The second video piece, entitled, Meinong's Jungle, is named after the Austrian philosopher, Alexius Meinong, who theorized that since non-existent things could be referred to, they must have some sort of being. In this piece, Richmond explores narrative time as a function of forward movement by removing the expected arc from the footage that the viewer sees. In the video, we see a young boy watching an older man clean his rifle. Behind the older man, a horse majestically paces back and forth confined by its corral. Watching this, the viewer has been trained to seek out the inciting event, and expect a narrative climax. These narrative elements, however, do not come to fruition.
In Morning, After Noon, two four foot horizontal fluorescent light boxes hang on the wall, each with twenty five 35mm slides mounted on them, documenting the changing hues of the blue sky through the passing of one day.
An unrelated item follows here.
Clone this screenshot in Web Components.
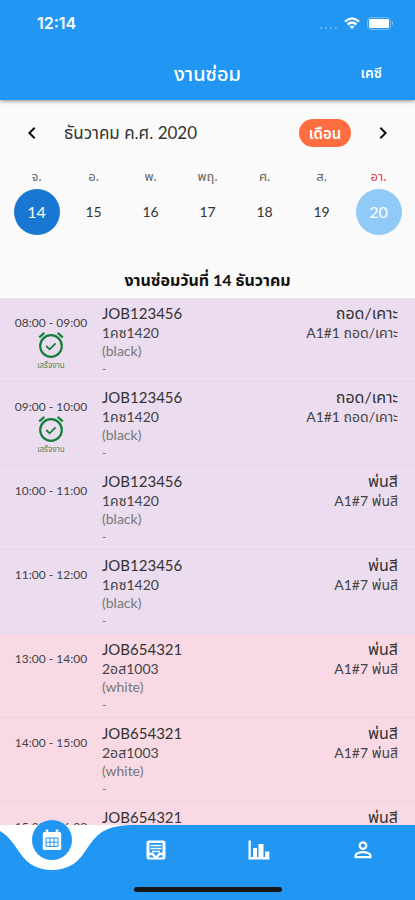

Here, in contrast to the apparent static subject of each photograph, the installation of these images suggests mobility. The pictures, having been repeatedly taken from the same place looking up into the sky over one day, isolates the viewer s relationship with time. Despite the fact that the camera is not necessarily focused on any one thing, the photographs, in essence, create a mode of being. The longer one looks, the more one notes the differences between the color of the sky in each one and perceives a passing of time between each image.